Reviewer: writerdonna7
Stars: Two and three-fourth stars
Review: "Christ," Joan Crawford famously remarked. "Everyone was out of their collective minds when they
made 'Ice Follies.'" Maybe. But there are a few aspects of this film, such as a gorgeous color sequence, that make
it an interesting and desirable curiosity piece.
"Ice Follies of 1939" was a film made by MGM supposedly when they were trying to edge Crawford out of her happy,
little home to make way for a new wave of starlets by offering her sub-standard scripts the way they had supplanted Greta
Garbo and Norma Shearer. Frankly, I don't agree that all the films made during this period were that dismal, particularly
not her final MGM film "Above Suspicion" (which is quite entertaining and refreshing), nor were the scripts that
much thinner than those she injected life into previously through charisma, classiness, and chemistry with Clark Gable. This
is no exception. The story involves a skating team, Larry Hall (James Stewart) and Mary McKay (Joan Crawford), who marry,
breaking up Hall's partnership with Eddie Burgess (Lew Ayres), but then the couple's relationship falters when she becomes
a big movie star and his career stagnates. Bizarrely, it mirrored what was happening in Crawford's real life with her crumbling
marriage to Franchot Tone (Tone's career did not match Crawford's success and although he supposedly loathed Hollywood, he
was taking it out on her, so it seems).
Crawford is soft and appealing here, but Stewart actually made me actively dislike him. Whether telling Mary to "shush"

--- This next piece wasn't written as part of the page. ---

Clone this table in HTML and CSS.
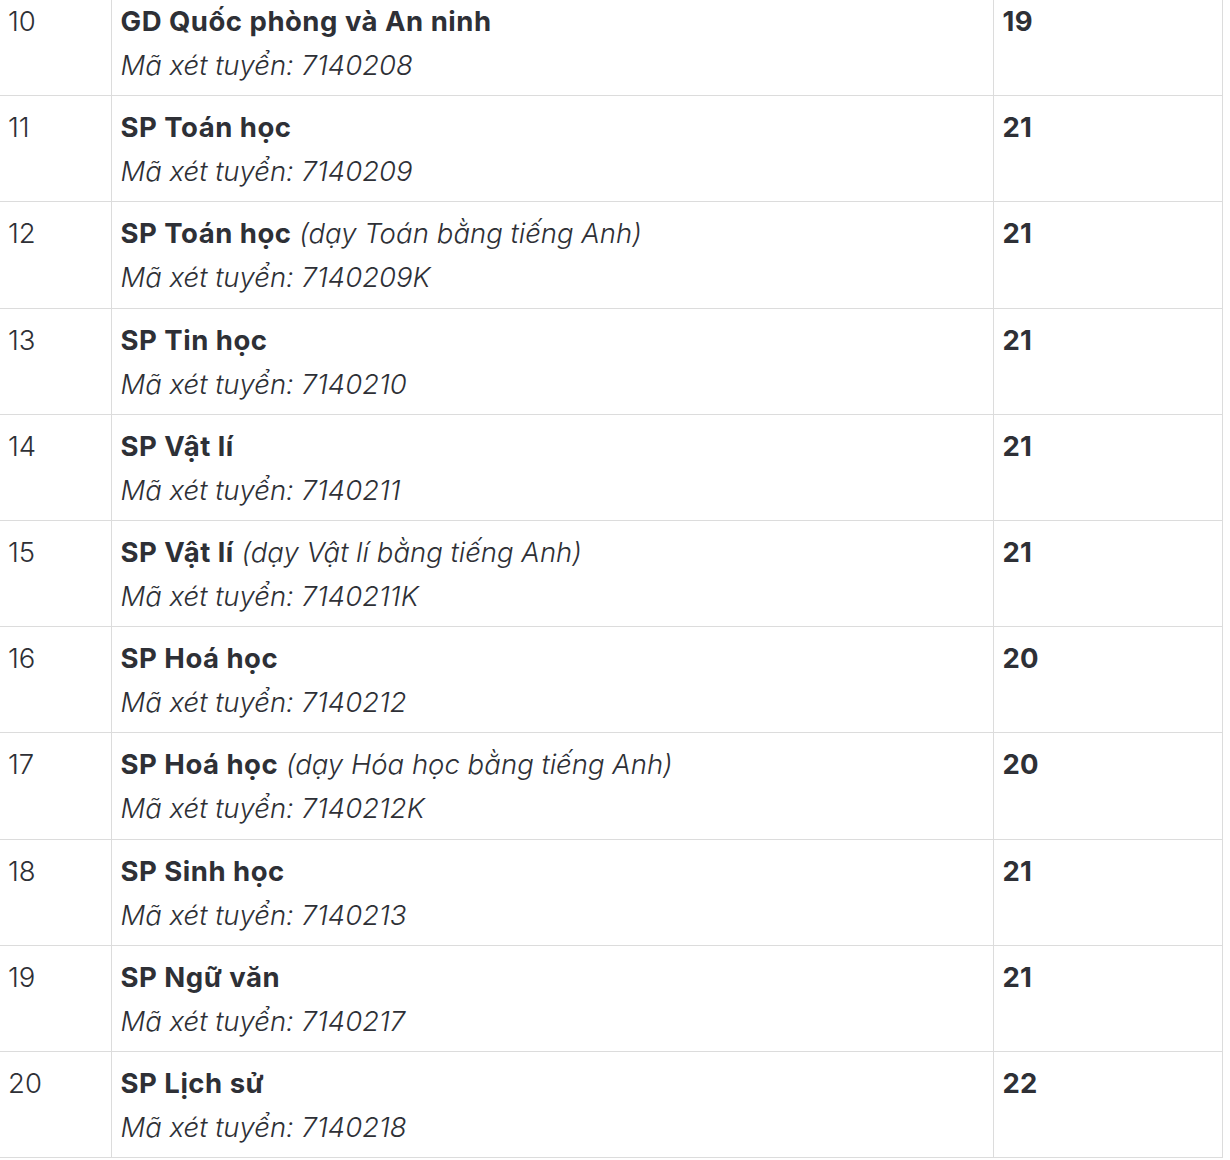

or acting predictably disgruntled and unpleasant when she gets any opportunities that don't involve him or worse, in one particularly
offensive scene, telling her to just "yes" him and don't ask questions (which backfires when he asks her if she's
ever met anyone as great as him and she says yes), he seems to spout enough hot air to melt the entire rink. With stardom,
Mary McKay's name is inexplicably changed to Sandra Lee (hello?), she is given a Hedy Lamarr do and a glamorous wardrobe that
looks quite a lot like Crawford's own wardrobe, including great furs and smart hats, but she is still reasonably sweet although
she has less and less time for Mr. Man. Stewart then leaves her, saying he'll return when his career matches hers (how white
of him), and in great MGM fashion, Crawford now is given the opportunity to apologize publicly before a room of Hollywood
peers -- in glittering gown, no less --for the unpardonable sin of success and nobly claim that all the glory, gowns, glamour,
adulation and huge money mean less than her marriage, so she's turning her back on it all to go home. One can almost hear
a choking sound in her voice. Stewart is elated and embarrassingly celebratory about it in a way that rivals Tom Cruise jumping
all over Oprah's couch.
But of course, Mary does want to be a star (as did Joan Crawford -- and why not?), so the film culminates in Mary manipulating
the studio head to give Stewart a contract for an elaborate ice revue in which she stars along with real skaters -- the Shipstad
and Johnson Ice Follies -- in a beautiful Technicolor sequence in which Mary and Larry attend the film's premiere. Although
the skating is annoyingly cute, it is worth the price of admission to see Crawford in color at this point in her life, and
in the film-within-a-film, she does look especially glamorous and beautiful in the little blue skating outfit that shows off
her gorgeous legs.
In all, worthwhile for the rare glimpse to see Crawford in color and a prime example of the way MGM tried to make women
apologize for their success (although at the same time celebrating it).